Heavy losses: According to the KSRTC officials, due to the ongoing violence over Cauvery water, the transport corporation is suffering a minimum of Rs. 1 crore revenue loss. "Last month the wages of all our staff were revised. This revenue loss will create more problems for the corporation. Friday's bandh is expected to result in the loss of another 20 crores," he informed.
- 1892: The beginning of the dispute when Madras Presidency and the Princely state of Mysore had to come to terms with dividing the river water.
- 1924: An agreement was signed between the two states
- 1974: The 1924 agreement lapsed
- 1972: Central government stepped in while agreeing to appoint a committee who would collect statistics from each of the states that had the Cauvery river basin — Karnataka, TN and Kerala
- 1986: TN farmers approached SC demanding for a tribunal.

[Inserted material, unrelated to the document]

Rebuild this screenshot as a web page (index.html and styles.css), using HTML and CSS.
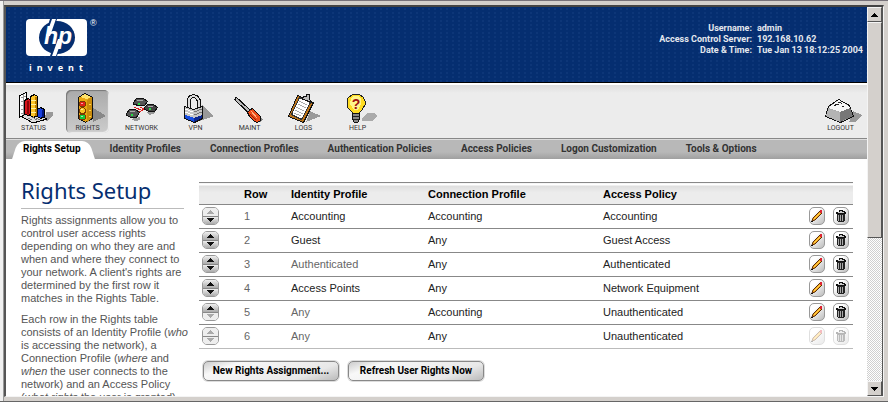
FILE: index.html
```html
<!DOCTYPE html>
<html lang="en">
<head>
    <meta charset="UTF-8">
    <meta name="viewport" content="width=device-width, initial-scale=1.0">
    <title>Rights Setup</title>
    <link rel="stylesheet" href="styles.css">
</head>
<body>
    <!-- Shared icons -->
    <svg class="symbols" aria-hidden="true">
        <symbol id="up" viewBox="0 0 7 4"><path d="M3 0h1v1h1v1h1v1h1v1H0V3h1V2h1V1h1z" fill="currentColor"/></symbol>
        <symbol id="down" viewBox="0 0 7 4"><path d="M0 0h7v1H6v1H5v1H4v1H3V3H2V2H1V1H0z" fill="currentColor"/></symbol>
        <symbol id="pencil" viewBox="0 0 14 16">
            <path d="M2 13l1-3 7-7 2 2-7 7z" fill="#f7a81c" stroke="#5a2c08"/>
            <path d="M4 11l6-6" stroke="#ffd34d"/>
            <path d="M10 2h2v3h-2z" fill="#d23"/>
            <path d="M1 13h2v1H1z" fill="#111"/>
        </symbol>
        <symbol id="trash" viewBox="0 0 14 16">
            <path d="M5 2h4v1h2v1h1v2H2V4h3z" fill="#111"/>
            <path d="M6 3h2v1H6zM4 4h6v1H4z" fill="#ccc"/>
            <path d="M3 6h8v7h-1v1H4v-1H3z" fill="#222"/>
            <path d="M4 7h1v6H4zM6 7h1v6H6zM8 7h1v6H8z" fill="#aaa"/>
        </symbol>
    </svg>

    <div class="window">
        <div class="page">
            <header class="banner">
                <div class="logo">
                    <svg viewBox="0 0 74 38" width="74" height="38" role="img" aria-label="hp">
                        <rect width="61" height="37" rx="4" fill="#fff"/>
                        <ellipse cx="31" cy="18.500" rx="18" ry="16.500" fill="#052e70"/>
                        <path d="M24 0h7l-2 6h-7zM31 37h-7l2-6h7z" fill="#052e70"/>
                        <path d="M26 0h4l-6 17h-4zM32 20h4l-6 17h-4z" fill="#fff"/>
                        <text x="18" y="25" class="logo-letters">hp</text>
                        <text x="64" y="7" class="logo-mark">®</text>
                    </svg>
                    <span class="tagline">invent</span>
                </div>
                <dl class="session">
                    <dt>Username:</dt><dd>admin</dd>
                    <dt>Access Control Server:</dt><dd>192.168.10.62</dd>
                    <dt>Date &amp; Time:</dt><dd>Tue Jan 13 18:12:25 2004</dd>
                </dl>
            </header>

            <div class="toolbar">
                <button class="tool">
                    <svg viewBox="0 0 43 34" width="43" height="34">
                        <path d="M29 27l5-2v-3h7v4l-6 5z" fill="#999"/>
                        <path d="M7 25l14 8 14-4-13-7z" fill="#ddd" stroke="#000"/>
                        <path d="M7.500 5.500l7-3v21l-7 4z" fill="#fff" stroke="#000"/>
                        <path d="M9 8l5-2M9 12l5-2M9 16l5-2M9 20l5-2M9 24l5-2M11 4v21" stroke="#999"/>
                        <path d="M12.500 10.500l4-2 3 2v14l-4 1-3-2z" fill="#d8151c" stroke="#000"/>
                        <path d="M16 11v13" stroke="#8a0508" stroke-width="2"/>
                        <path d="M18.500 6.500l4-2 3 2v19l-4 2-3-2z" fill="#ffc629" stroke="#000"/>
                        <path d="M23.500 7v19" stroke="#b67a00" stroke-width="2"/>
                        <path d="M19 10h5M19 14h5M19 18h5M19 22h5" stroke="#fff0a0"/>
                        <path d="M25.500 19.500l3-2 4 2v7l-4 2-3-2z" fill="#173fdd" stroke="#000"/>
                        <path d="M31 20v7" stroke="#001780" stroke-width="2"/>
                        <path d="M16 28l4 2M20 27l5 3M24 28l4 2" stroke="#777"/>
                    </svg>
                    <span>STATUS</span>
                </button>
                <button class="tool selected">
                    <svg viewBox="0 0 43 34" width="43" height="34">
                        <path d="M26 17l14 9-13 6z" fill="#888"/>
                        <path d="M12.500 7.500l6-4 8 4v21l-7 4-7-4z" fill="#e9a713" stroke="#111"/>
                        <path d="M21 10l5-3v21l-5 4z" fill="#c98b0c"/>
                        <path d="M14 7l5-3 6 3-4 2z" fill="#ffe36a"/>
                        <path d="M23 14h2M23 20h2M23 26h2" stroke="#ffd64c"/>
                        <circle cx="16.500" cy="14" r="3" fill="#e0201b" stroke="#7a3a00"/>
                        <circle cx="16.500" cy="20.500" r="3" fill="#f9c424" stroke="#7a3a00"/>
                        <circle cx="16.500" cy="27" r="3" fill="#16c93a" stroke="#7a3a00"/>
                        <path d="M15 13h2v1h-2zM15 19h2v1h-2zM15 26h2v1h-2z" fill="#fff" opacity=".6"/>
                    </svg>
                    <span>RIGHTS</span>
                </button>
                <button class="tool">
                    <svg viewBox="0 0 43 34" width="43" height="34">
                        <path d="M27 22l8-2v3l-6 2zM11 29l9-2v3l-5 1z" fill="#999"/>
                        <g stroke="#111">
                            <path d="M13.500 12.500l3-4h7l4 3-3 4h-5l-6-1z" fill="#555"/>
                            <path d="M24.500 17.500l3-3h6l4 3-3 4h-5l-5-2z" fill="#444"/>
                            <path d="M6.500 23.500l3-4h6l4 3-3 5h-5l-5-2z" fill="#555"/>
                        </g>
                        <path d="M14 17l9 4M20 17l4 2M19 22l5-3" stroke="#e02020"/>
                        <path d="M17 10l6 1M28 16l5 1M10 21l5 1" stroke="#aaa"/>
                        <path d="M18 13h2v2h-2zM29 18h2v2h-2zM11 24h2v2h-2z" fill="#22e041"/>
                    </svg>
                    <span>NETWORK</span>
                </button>
                <button class="tool">
                    <svg viewBox="0 0 43 34" width="43" height="34">
                        <path d="M28 15l12 11-14 5z" fill="#999"/>
                        <path d="M14.500 19V10l2-3 3-1 3 1 2 3v9" fill="none" stroke="#111" stroke-width="4"/>
                        <path d="M14.500 19V10l2-3 3-1 3 1 2 3v9" fill="none" stroke="#ddd" stroke-width="2"/>
                        <path d="M10.500 16.500l9 3 9-3v12l-8 4-10-4z" fill="#c8c8c8" stroke="#111"/>
                        <path d="M11 19l8 3M11 22l8 3" stroke="#fff"/>
                        <path d="M20 22l8-3M20 25l8-3" stroke="#777"/>
                        <path d="M11 25l9 3v4l-9-4z" fill="#174ee0"/>
                        <path d="M20 28l8-3v3l-8 4z" fill="#0b2790"/>
                    </svg>
                    <span>VPN</span>
                </button>
                <button class="tool">
                    <svg viewBox="0 0 43 34" width="43" height="34">
                        <path d="M25 20l10 9-3 3z" fill="#888"/>
                        <path d="M7 8l16 15" stroke="#111" stroke-width="4"/>
                        <path d="M8 9l14 13" stroke="#bbb" stroke-width="2"/>
                        <path d="M19.500 22.500l3-3 2-1 8 8v4l-3 2-3-1-5-5z" fill="#ed4b18" stroke="#111"/>
                        <path d="M23 21l6 7" stroke="#ffb080"/>
                        <path d="M22 24l6 6" stroke="#981d02"/>
                    </svg>
                    <span>MAINT</span>
                </button>
                <button class="tool">
                    <svg viewBox="0 0 43 34" width="43" height="34">
                        <path d="M28 21l11 5-15 6z" fill="#999"/>
                        <path d="M6.500 26.500l9-21 16 7-10 20z" fill="#bd7418" stroke="#111"/>
                        <path d="M9.500 24.500l8-17 11 5-9 17z" fill="#fff" stroke="#333"/>
                        <path d="M17 11l8 4M16 14l8 4M14 17l8 4M13 20l8 4M12 23l7 3" stroke="#aaa"/>
                        <path d="M20 9l2-3h2V4h3v4l2 4z" fill="#bbb" stroke="#111"/>
                    </svg>
                    <span>LOGS</span>
                </button>
                <button class="tool">
                    <svg viewBox="0 0 43 34" width="43" height="34">
                        <path d="M26 28l6-5h7l2 3-4 5H26z" fill="#aaa"/>
                        <path d="M17 4h6l4 3 2 4v4l-3 5-2 2-1 3h-6l-1-3-4-4-1-5 1-5z" fill="#ffdc22" stroke="#222"/>
                        <path d="M15 8l3-2h5l2 3v5l-3 6h-4l-4-6z" fill="#fff58a"/>
                        <text x="20" y="19" class="question">?</text>
                        <path d="M16.500 23.500h7v6l-2 3h-3l-2-3z" fill="#888" stroke="#111"/>
                        <path d="M17 26h7M17 29h6" stroke="#222"/>
                    </svg>
                    <span>HELP</span>
                </button>
                <button class="tool logout">
                    <svg viewBox="0 0 43 34" width="43" height="34">
                        <path d="M30 32l4-11 9 4-7 7z" fill="#999"/>
                        <path d="M6.500 26.500l3-10 10-7 11 6 4 11-13 6z" fill="#aaa" stroke="#111"/>
                        <path d="M10 17l10-7 10 6 1 2-10 4-11-4z" fill="#f6f6f6"/>
                        <path d="M9 19l12 3v10L7 26z" fill="#b4b4b4"/>
                        <path d="M21 22l10-4 3 8-13 6z" fill="#777"/>
                        <path d="M15 16l3-2 2 1M19 13l2-1 2 2M23 16h2" stroke="#222" fill="none"/>
                    </svg>
                    <span>LOGOUT</span>
                </button>
            </div>

            <nav class="tabs">
                <a href="#" class="active">Rights Setup</a>
                <a href="#">Identity Profiles</a>
                <a href="#">Connection Profiles</a>
                <a href="#">Authentication Policies</a>
                <a href="#">Access Policies</a>
                <a href="#">Logon Customization</a>
                <a href="#">Tools &amp; Options</a>
            </nav>

            <div class="content">
                <aside class="help">
                    <h1>Rights Setup</h1>
                    <p>Rights assignments allow you to control user access rights depending on who they are and when and where they connect to your network. A client's rights are determined by the first row it matches in the Rights Table.</p>
                    <p>Each row in the Rights table consists of an Identity Profile (<em>who</em> is accessing the network), a Connection Profile (<em>where</em> and <em>when</em> the user connects to the network) and an Access Policy (<em>what rights</em> the user is granted).</p>
                </aside>

                <main>
                    <table>
                        <thead>
                            <tr>
                                <th class="col-move"></th>
                                <th class="col-row">Row</th>
                                <th class="col-identity">Identity Profile</th>
                                <th class="col-connection">Connection Profile</th>
                                <th>Access Policy</th>
                                <th class="col-actions"></th>
                            </tr>
                        </thead>
                        <tbody>
                            <tr>
                                <td><div class="move"><button disabled aria-label="Move up"><svg><use href="#up"/></svg></button><button aria-label="Move down"><svg><use href="#down"/></svg></button></div></td>
                                <td class="soft">1</td><td>Accounting</td><td>Accounting</td><td>Accounting</td>
                                <td><div class="actions"><button aria-label="Edit"><svg><use href="#pencil"/></svg></button><button aria-label="Delete"><svg><use href="#trash"/></svg></button></div></td>
                            </tr>
                            <tr>
                                <td><div class="move"><button aria-label="Move up"><svg><use href="#up"/></svg></button><button aria-label="Move down"><svg><use href="#down"/></svg></button></div></td>
                                <td class="soft">2</td><td>Guest</td><td>Any</td><td>Guest Access</td>
                                <td><div class="actions"><button aria-label="Edit"><svg><use href="#pencil"/></svg></button><button aria-label="Delete"><svg><use href="#trash"/></svg></button></div></td>
                            </tr>
                            <tr>
                                <td><div class="move"><button aria-label="Move up"><svg><use href="#up"/></svg></button><button aria-label="Move down"><svg><use href="#down"/></svg></button></div></td>
                                <td class="soft">3</td><td class="soft">Authenticated</td><td>Any</td><td>Authenticated</td>
                                <td><div class="actions"><button aria-label="Edit"><svg><use href="#pencil"/></svg></button><button aria-label="Delete"><svg><use href="#trash"/></svg></button></div></td>
                            </tr>
                            <tr>
                                <td><div class="move"><button aria-label="Move up"><svg><use href="#up"/></svg></button><button aria-label="Move down"><svg><use href="#down"/></svg></button></div></td>
                                <td class="soft">4</td><td>Access Points</td><td>Any</td><td>Network Equipment</td>
                                <td><div class="actions"><button aria-label="Edit"><svg><use href="#pencil"/></svg></button><button aria-label="Delete"><svg><use href="#trash"/></svg></button></div></td>
                            </tr>
                            <tr>
                                <td><div class="move"><button aria-label="Move up"><svg><use href="#up"/></svg></button><button disabled aria-label="Move down"><svg><use href="#down"/></svg></button></div></td>
                                <td class="soft">5</td><td class="soft">Any</td><td>Accounting</td><td>Unauthenticated</td>
                                <td><div class="actions"><button aria-label="Edit"><svg><use href="#pencil"/></svg></button><button aria-label="Delete"><svg><use href="#trash"/></svg></button></div></td>
                            </tr>
                            <tr>
                                <td><div class="move"><button disabled aria-label="Move up"><svg><use href="#up"/></svg></button><button disabled aria-label="Move down"><svg><use href="#down"/></svg></button></div></td>
                                <td class="soft">6</td><td class="soft">Any</td><td>Any</td><td>Unauthenticated</td>
                                <td><div class="actions"><button disabled aria-label="Edit"><svg><use href="#pencil"/></svg></button><button disabled aria-label="Delete"><svg><use href="#trash"/></svg></button></div></td>
                            </tr>
                        </tbody>
                    </table>
                    <div class="buttons">
                        <button>New Rights Assignment...</button>
                        <button>Refresh User Rights Now</button>
                    </div>
                </main>
            </div>
        </div>

        <div class="scrollbar">
            <button aria-label="Scroll up"><svg><use href="#up"/></svg></button>
            <div class="thumb"></div>
            <div class="track"></div>
            <button aria-label="Scroll down"><svg><use href="#down"/></svg></button>
        </div>
    </div>
</body>
</html>
```
FILE: styles.css
```css
* {
    box-sizing: border-box;
}
body {
    margin: 0;
    height: 100vh;
    padding: 4px;
    border-top: 1px solid #77727a;
    border-bottom: 1px solid #666;
    background: #d4d0cc;
    box-shadow: inset 3px 0 #f0f0f0, inset 4px 0 #999;
    font-family: "Liberation Sans", Arial, sans-serif;
    font-size: 11px;
    color: #222;
    overflow: hidden;
}
button {
    padding: 0;
    font-family: inherit;
    cursor: pointer;
}
.symbols {
    position: absolute;
    width: 0;
    height: 0;
}
.window {
    display: flex;
    height: 100%;
    border: 1px solid #f4f4f4;
    border-top: 2px solid #444;
    border-left: 2px solid #555;
    background: white;
}
.page {
    flex: 1;
    min-width: 0;
    overflow: hidden;
}

/* Banner */
.banner {
    display: flex;
    justify-content: space-between;
    height: 76px;
    padding: 12px 4px 0 20px;
    border-bottom: 1px solid black;
    background-color: #052e70;
    background-image: radial-gradient(#0d3678 1px, transparent 1px);
    background-size: 6px 4px;
    color: #e4e8ee;
}
.logo svg {
    display: block;
}
.logo-letters {
    font: italic bold 23px "Liberation Sans", Arial, sans-serif;
    fill: white;
}
.logo-mark {
    font-size: 9px;
    fill: white;
}
.tagline {
    display: block;
    padding: 5px 3px 0;
    font: bold 9px/12px "Noto Sans", sans-serif;
    letter-spacing: 5px;
    color: white;
}
.session {
    display: grid;
    grid-template-columns: auto auto;
    column-gap: 5px;
    align-content: start;
    margin: 4px 0 0;
    font-family: Roboto, sans-serif;
    font-size: 9px;
    font-weight: bold;
    line-height: 11px;
}
.session dt {
    text-align: right;
}
.session dd {
    margin: 0;
}

/* Toolbar */
.toolbar {
    display: flex;
    gap: 11px;
    height: 56px;
    padding: 5px 5px 0 6px;
    border-top: 2px solid white;
    border-bottom: 1px solid #888;
    background: linear-gradient(#ddd, #ececec 8px);
}
.tool {
    display: flex;
    flex-direction: column;
    align-items: center;
    width: 43px;
    height: 43px;
    border: none;
    border-radius: 5px;
    background: none;
    font: 7px/8px Roboto, sans-serif;
    color: #333;
}
.tool svg {
    flex: none;
    shape-rendering: crispEdges;
}
.tool.selected {
    background: linear-gradient(#aaa, #ccc);
    box-shadow: inset 1px 1px 1px #777, inset -1px -1px 1px #eee;
}
.logout {
    margin-left: auto;
}
.question {
    font: bold 14px "Liberation Sans", Arial, sans-serif;
    text-anchor: middle;
    fill: #a01010;
}

/* Tabs */
.tabs {
    display: flex;
    gap: 29px;
    height: 20px;
    padding-left: 17px;
    border-top: 1px solid #ddd;
    background: linear-gradient(#b8b8b8 12px, #a0a0a0);
    font: bold 10px/18px Roboto, sans-serif;
    white-space: nowrap;
}
.tabs a {
    color: #333;
    text-decoration: none;
}
.tabs .active {
    position: relative;
    z-index: 0;
    color: black;
}
.active::before,
.active::after {
    content: "";
    position: absolute;
    z-index: -1;
    top: 1px;
    bottom: 0;
    background: white;
}
.active::before {
    left: -8px;
    right: 20px;
    border-radius: 7px 0 0 0;
    transform: skewX(-18deg);
}
.active::after {
    left: 20px;
    right: -11px;
    border-radius: 0 7px 0 0;
    transform: skewX(18deg);
}

/* Content */
.content {
    display: flex;
    gap: 15px;
    padding: 17px 14px 0 15px;
}
.help {
    flex: none;
    width: 163px;
    color: #555;
}
.help h1 {
    margin: 0 0 5px;
    padding-bottom: 4px;
    border-bottom: 1px solid #bbb;
    font: 22px/28px "Noto Sans", Tahoma, sans-serif;
    color: #052e70;
}
.help p {
    margin: 0 -6px 8px 0;
    line-height: 13px;
}
main {
    flex: 1;
    padding-top: 6px;
}

table {
    width: 100%;
    table-layout: fixed;
    border-collapse: collapse;
    border-top: 1px solid #888;
}
th, td {
    height: 24px;
    padding: 0 0 1px;
    border-bottom: 1px solid #888;
    text-align: left;
}
th {
    height: 22px;
    padding: 0;
    background: linear-gradient(white 2px, #ddd 2px, #ececec 9px);
    color: black;
}
tr:last-child td {
    border-color: #bbb;
}
.col-move {
    width: 45px;
}
.col-row {
    width: 47px;
}
.col-identity {
    width: 137px;
}
.col-connection {
    width: 175px;
}
.col-actions {
    width: 44px;
}
.soft {
    color: #666;
}
.move {
    display: flex;
    flex-direction: column;
    width: 17px;
    height: 18px;
    margin-left: 3px;
    border: 1px solid #999;
    border-radius: 5px;
    overflow: hidden;
}
.move button {
    display: flex;
    flex: 1;
    align-items: center;
    justify-content: center;
    border: none;
    background: linear-gradient(#eee, #aaa);
    color: #111;
}
.move button + button {
    border-top: 1px solid #888;
}
.move svg, .scrollbar svg {
    width: 7px;
    height: 4px;
    shape-rendering: crispEdges;
}
.move button:disabled {
    background: #eee;
    color: #aaa;
}
.actions {
    display: flex;
    gap: 8px;
}
.actions button {
    width: 16px;
    height: 18px;
    border: 1px solid #999;
    border-radius: 5px;
    background: linear-gradient(135deg, white 30%, #bbb);
}
.actions svg {
    display: block;
    width: 14px;
    height: 16px;
}
.actions button:disabled {
    opacity: 0.3;
}

.buttons {
    display: flex;
    gap: 9px;
    padding: 12px 4px;
}
.buttons button {
    width: 136px;
    height: 20px;
    border: 1px solid #888;
    border-radius: 5px;
    background: linear-gradient(160deg, #ccc, #f8f8f8 20%, #e8e8e8 75%, #bbb);
    box-shadow: 0 0 0 1px #ddd;
    font: bold 10px/18px Roboto, sans-serif;
    color: black;
    white-space: nowrap;
}

/* Scrollbar */
.scrollbar {
    display: flex;
    flex-direction: column;
    flex: none;
    width: 16px;
    border-right: 1px solid #555;
}
.scrollbar button {
    display: flex;
    align-items: center;
    justify-content: center;
    height: 15px;
    color: black;
}
.scrollbar button, .thumb {
    border: 1px solid;
    border-color: #f4f4f4 #555 #555 #f4f4f4;
    background: #d4d0cc;
}
.thumb {
    flex: 3;
}
.track {
    flex: 2;
    background: repeating-conic-gradient(#d0d0d0 0 25%, white 0 50%) 0 0 / 2px 2px;
}
```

- 1990: After hearing, SC directed the two states to finalise negotiations. Eventually SC directed the Centre to constitute a tribunal and distribute the water between states. Later Centre notifies Cauvery Water Disputes Tribunal (CWDT).
- 1991: Tribunal gave its award directing Karnataka to ensure that 205 tmcft reach Tamil Nadu every year.
- 1991: Later in an interim award Karnataka was ordered to release 205 tmcft.
- 1991: The Interim award is published in the Government of India gazette.
- 1993: Tamil Nadu Chief Minister Jayalalithaa goes on a fast demanding the Tamil Nadu's share of water as stipulated by the interim order.
- 1995: With Karnataka recording low rainfall, it failed to oblige the order following which Tamil Nadu approached the SC demanding release of 30 tmcft of water. SC asked the then prime minister PV Narsimha Rao, to intervene in the matter. Rao met with the chiefs of the two states and recommended a solution which was complied by the two states.
- 1998: The Cauvery River Authority (CRA) was formed with the prime minister presiding as the chairperson and the chief ministers of the four states as members.
- 2007: Final order by the Cauvery Water Disputes Tribunal. The tribunal held valid the agreements of 1892 and 1924 executed between the government of Madras and Mysore. Karnataka protested the tribunal award and observed a state-wide bandh.
- 2013: The centre notified the final award of the CWDT. The government was mandated to constitute the Cauvery Management Board (CMB) with the gazette notification of the final award of the Tribunal.